When a surface defect appears, the sector with the defect is replaced with a good one from the pool of a reserved sectors. Obviously, there is no surface repair involved. Instead the special record is made in the address table, like "if the write/read request arrives for the sector 123, use the sector 456 instead". This results in a certain loss of performance because it is now required to move the head to the reserved sectors zone and back again instead of just reading a contiguous chunk of data. On top of that, the data which was stored in the bad sector is lost. Nevertheless, theoretically you can use the drive further as if there are no bad sectors at all.

This process is called “reallocation”. The S.M.A.R.T. attribute named “Reallocated Sectors Count” shows a number of the reallocated (replaced) sectors.

If the drive idles long enough, it can start a self-test, reading random sectors to make sure that they are not corrupted. The sectors with defects are queued and then subjected to the reallocation if needed. Another S.M.A.R.T. attribute – “Current Pending Sector Count” - is designated for monitoring of the queue status.

The first surface check is done during production of the drive, and the new drive (just from the factory) may already have several reallocated sectors. However, these "factory-certified" defects are not shown in the S.M.A.R.T. counters.

Sunday, 11 July 2010

Bad sectors, part I - soft bad sectors

There are two kinds of bad sectors - those that can be recovered by overwriting and those that can't.

It is almost impossible (and would be very expensive for practical usage anyway) to create a perfect magnetic surface without a single defect. Instead of trying to create a perfect surface, additional redundant data is written along with the user data. It is data then possible to recover short data sections which were read incorrectly based on the redundant data. This is called Error Correction Code (ECC). Nevertheless, the capability of ECC to correct the errors is limited. It is not possible to recover either too many bad bits or too long a continuous bad section.

If a power failure occurs when you are writing data to the drive, the write procedure may be interrupted approximately halfway. Thus, the first half of the sector contains the new data while the other half still has the old data. Error correction code is not capable of fixing such a error, and when attempting to read the sector, it will be declared bad.

In fact, such a sector is not mechanically bad, it just contains the data with a wrong checksum. To fix this, it is enough to write a new data to the sector, and the sector will then function properly.

The truly mechanical damage - the destruction or wear of magnetic surface - cannot be corrected in such a way.

Monday, 5 July 2010

The missing ingredient

I've been reviewing the vendor-supplied hard drive diagnostic tools, and found one thing that is missing - in all of them. Before each test (the S.M.A.R.T. selfscan, whatever) there should be a clear indication if the test is destructive or not.
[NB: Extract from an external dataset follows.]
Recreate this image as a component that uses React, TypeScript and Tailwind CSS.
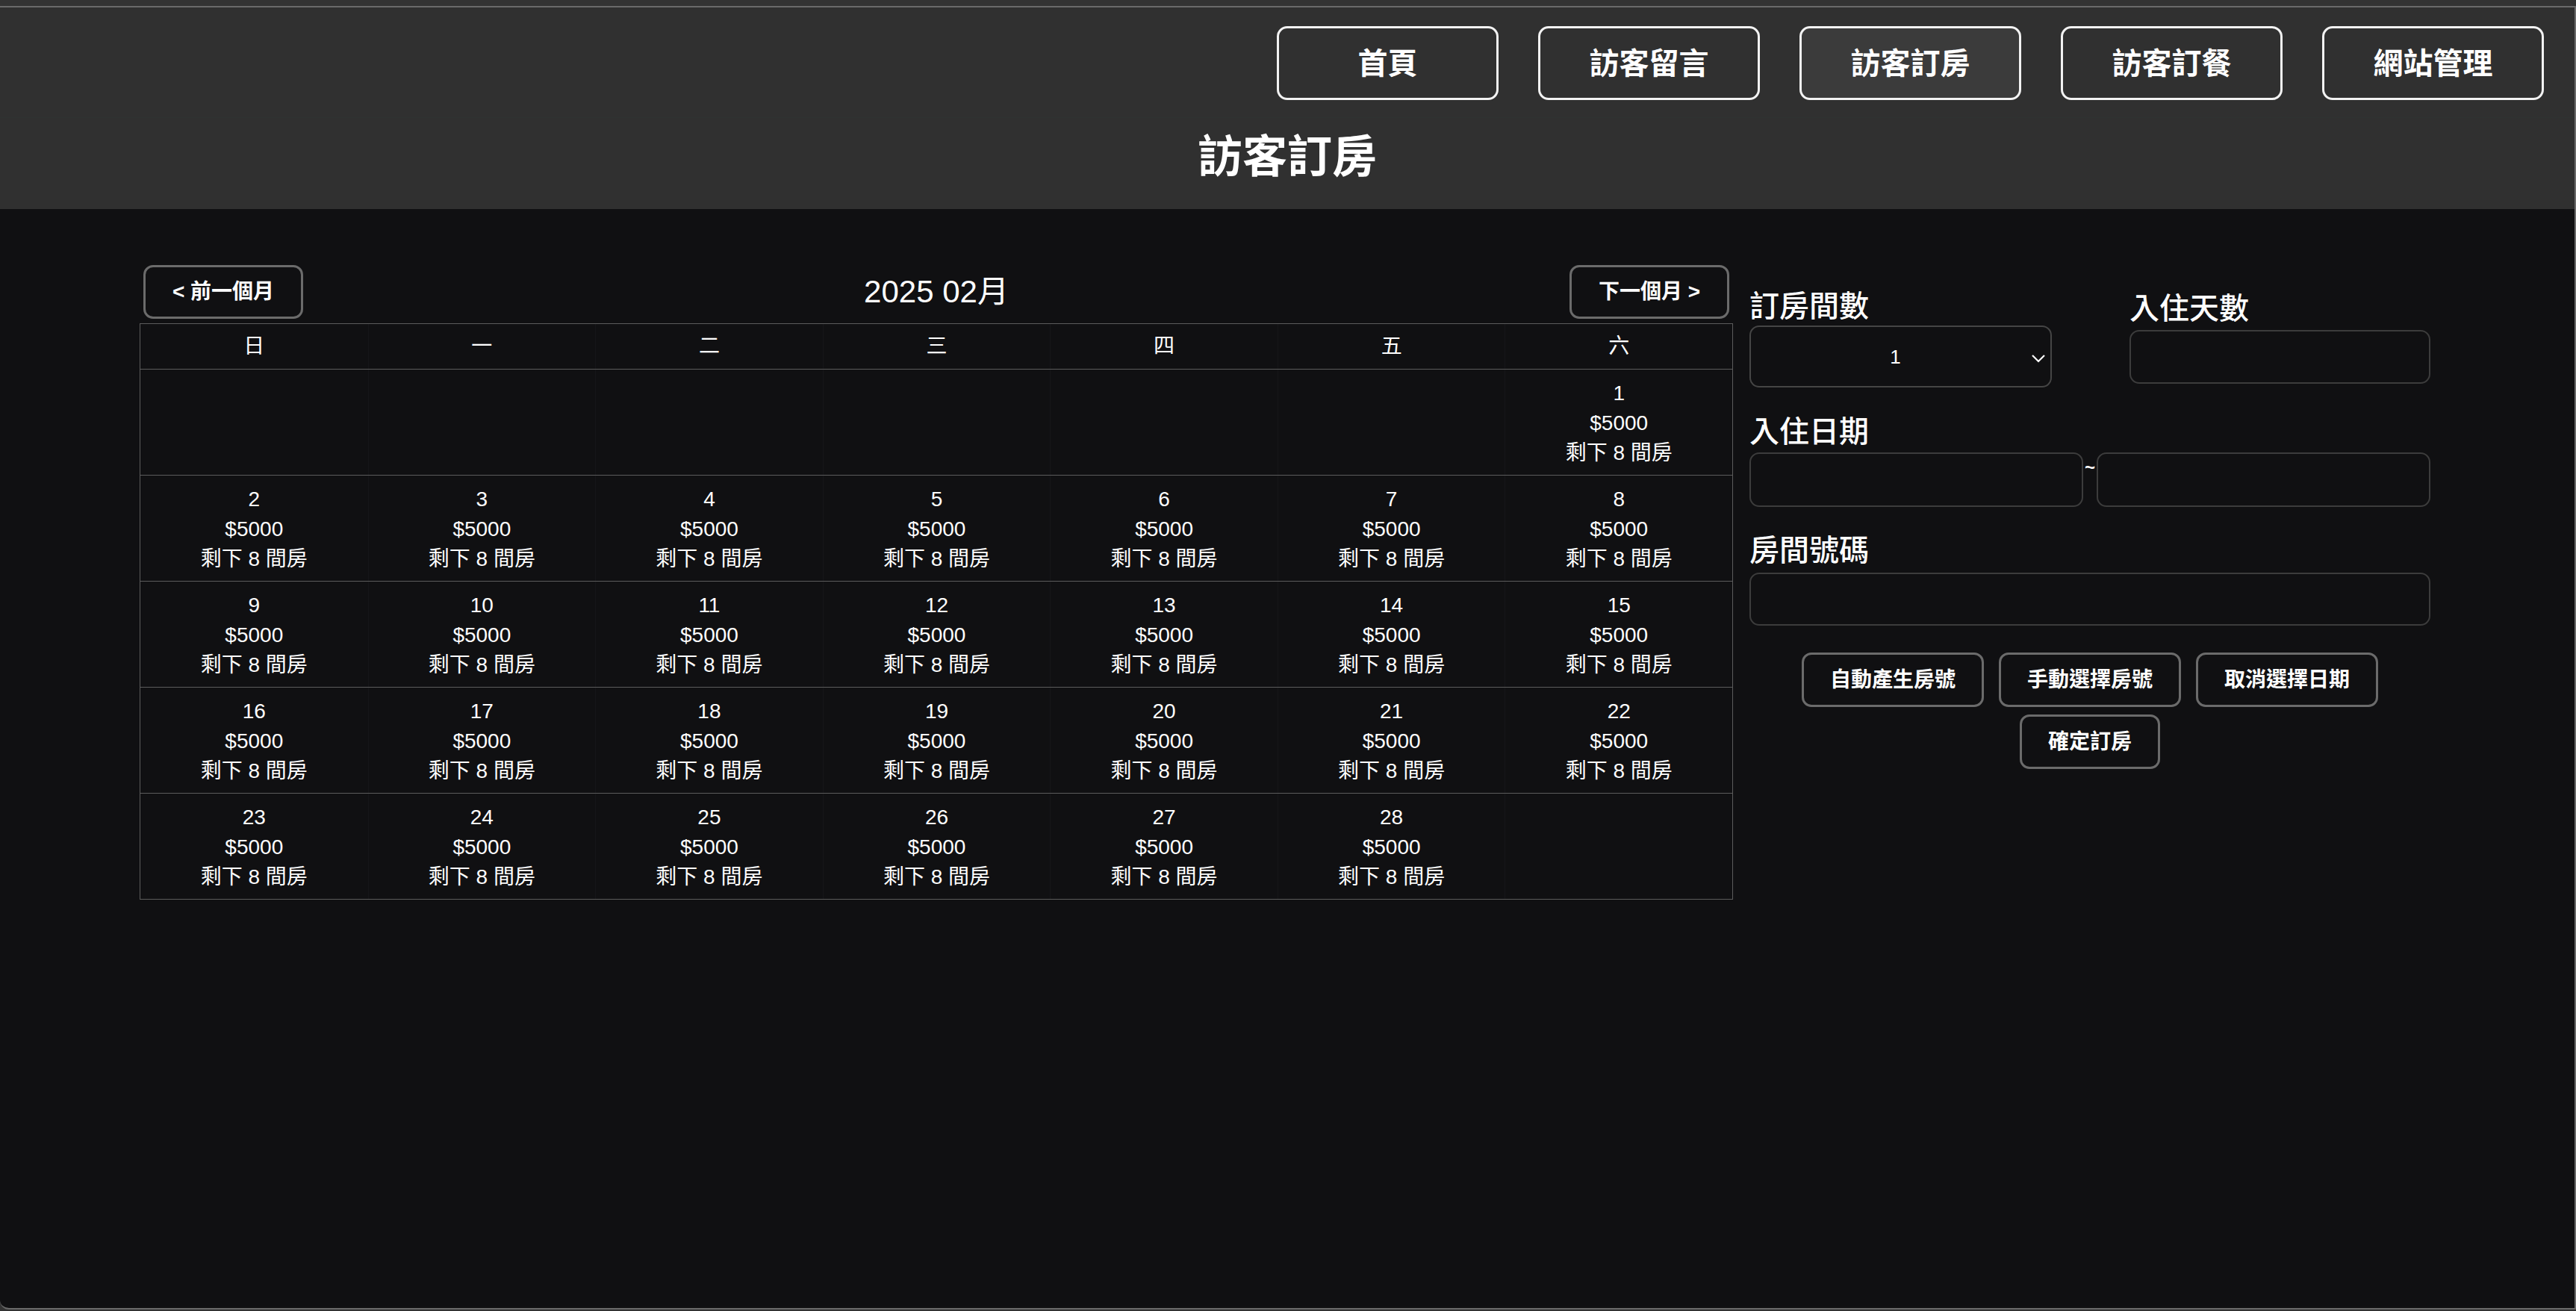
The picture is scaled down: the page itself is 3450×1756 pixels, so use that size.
import React from "react";

const NAVS = ["首頁", "訪客留言", "訪客訂房", "訪客訂餐", "網站管理"];
const DAYS = ["日", "一", "二", "三", "四", "五", "六"];

function buildWeeks(): (number | null)[][] {
  const cells: (number | null)[] = [];
  for (let i = 0; i < 6; i++) cells.push(null);
  for (let d = 1; d <= 28; d++) cells.push(d);
  while (cells.length % 7 !== 0) cells.push(null);
  const weeks: (number | null)[][] = [];
  for (let i = 0; i < cells.length; i += 7) weeks.push(cells.slice(i, i + 7));
  return weeks;
}

function NavButton({ label, active }: { label: string; active?: boolean }) {
  return (
    <div
      className={`w-[297px] h-[99px] flex items-center justify-center border-[3px] border-[#f2f2f2] rounded-[14px] text-[40px] leading-none font-bold text-white ${
        active ? "bg-[#3b3b3b]" : "bg-[#303030]"
      }`}
    >
      {label}
    </div>
  );
}

function ActionButton({ label }: { label: string }) {
  return (
    <div className="h-[73px] px-[35px] flex items-center justify-center border-[3px] border-[#6b6b6b] rounded-[13px] text-[28px] leading-none font-bold text-white">
      {label}
    </div>
  );
}

export default function App() {
  const weeks = buildWeeks();
  return (
    <div className="w-[3450px] h-[1756px] bg-[#333333] pt-[8px] overflow-hidden text-white font-['Liberation_Sans','Noto_Sans_CJK_TC',sans-serif]">
      <div className="h-[1746px] border-t-2 border-r-2 border-b-2 border-[#6a6a6a] rounded-bl-[12px] bg-[#101012] flex flex-col overflow-hidden">
        {/* nav */}
        <div className="h-[148px] shrink-0 bg-[#303030] border-b border-[#2e3331] flex justify-end items-start pt-[25px] pr-[41px] gap-[53px]">
          {NAVS.map((n) => (
            <NavButton key={n} label={n} active={n === "訪客訂房"} />
          ))}
        </div>
        {/* title */}
        <div className="h-[122px] shrink-0 bg-[#303030] flex justify-center pt-[17px]">
          <h1 className="text-[60px] leading-[72px] font-bold text-white">訪客訂房</h1>
        </div>
        {/* body */}
        <div className="flex items-start pl-[187px] pt-[75px] gap-[22px]">
          {/* calendar */}
          <div className="w-[2134px] shrink-0">
            <div className="h-[72px] px-[5px] mb-[6px] flex items-center justify-between">
              <div className="w-[214px] h-[72px] flex items-center justify-center border-[3px] border-[#6b6b6b] rounded-[13px] text-[28px] leading-none font-bold">
                &lt; 前一個月
              </div>
              <div className="text-[42px] leading-none">2025 02月</div>
              <div className="w-[214px] h-[72px] flex items-center justify-center border-[3px] border-[#6b6b6b] rounded-[13px] text-[28px] leading-none font-bold">
                下一個月 &gt;
              </div>
            </div>
            <div className="border border-[#5c5c5c]">
              <div className="grid grid-cols-7 border-b border-[#5c5c5c]">
                {DAYS.map((d, i) => (
                  <div
                    key={d}
                    className={`h-[60px] flex items-center justify-center text-[28px] leading-[40px] ${
                      i > 0 ? "border-l border-[#161619]" : ""
                    }`}
                  >
                    {d}
                  </div>
                ))}
              </div>
              {weeks.map((w, wi) => (
                <div
                  key={wi}
                  className={`grid grid-cols-7 ${wi < weeks.length - 1 ? "border-b border-[#5c5c5c]" : ""}`}
                >
                  {w.map((d, di) => (
                    <div
                      key={di}
                      className={`h-[141px] pt-[12px] flex flex-col items-center text-[28px] leading-[40px] ${
                        di > 0 ? "border-l border-[#161619]" : ""
                      }`}
                    >
                      {d !== null && (
                        <>
                          <div>{d}</div>
                          <div>$5000</div>
                          <div>剩下 8 間房</div>
                        </>
                      )}
                    </div>
                  ))}
                </div>
              ))}
            </div>
          </div>

          {/* right panel */}
          <div className="w-[912px] shrink-0 mt-[31px]">
            <div className="flex justify-between">
              <div className="w-[405px]">
                <div className="text-[40px] leading-[48px] font-medium">訂房間數</div>
                <div className="mt-[2px] h-[83px] border-2 border-[#454545] rounded-[13px] flex items-center relative">
                  <div className="flex-1 text-center text-[26px] leading-none pr-[14px]">1</div>
                  <svg
                    className="absolute right-[6px] top-[36px]"
                    width="20"
                    height="12"
                    viewBox="0 0 20 12"
                    fill="none"
                  >
                    <path d="M2 2 L10 10 L18 2" stroke="#ffffff" strokeWidth="2.2" />
                  </svg>
                </div>
              </div>
              <div className="w-[403px] pt-[3px]">
                <div className="text-[40px] leading-[48px] font-medium">入住天數</div>
                <div className="mt-[5px] h-[72px] border-2 border-[#3c3c3c] rounded-[13px]" />
              </div>
            </div>

            <div className="mt-[35px] text-[40px] leading-[48px] font-medium">入住日期</div>
            <div className="mt-[4px] flex items-start">
              <div className="w-[447px] h-[73px] border-2 border-[#3c3c3c] rounded-[13px]" />
              <div className="w-[18px] text-center text-[24px] leading-none mt-[8px] font-bold">~</div>
              <div className="w-[447px] h-[73px] border-2 border-[#3c3c3c] rounded-[13px]" />
            </div>

            <div className="mt-[34px] text-[40px] leading-[48px] font-medium">房間號碼</div>
            <div className="mt-[6px] h-[71px] border-2 border-[#3c3c3c] rounded-[13px]" />

            <div className="mt-[36px] flex flex-wrap justify-center gap-x-[20px] gap-y-[10px]">
              <ActionButton label="自動產生房號" />
              <ActionButton label="手動選擇房號" />
              <ActionButton label="取消選擇日期" />
              <ActionButton label="確定訂房" />
            </div>
          </div>
        </div>
      </div>
    </div>
  );
}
Naturally, it is reasonable to assume that there would be a warning before the test if the test is destructive (like zero-filling the drive). However, the gut instinct does not allow most of us to rely on that assumption. Murphy's law reinforced by the past experience suggests that the developers may have forgotten to include the warning, and testing failed to spot that.

So, there is always some concern when starting a test. It would feel much better if there was a message clearly stating that the test is not destructive.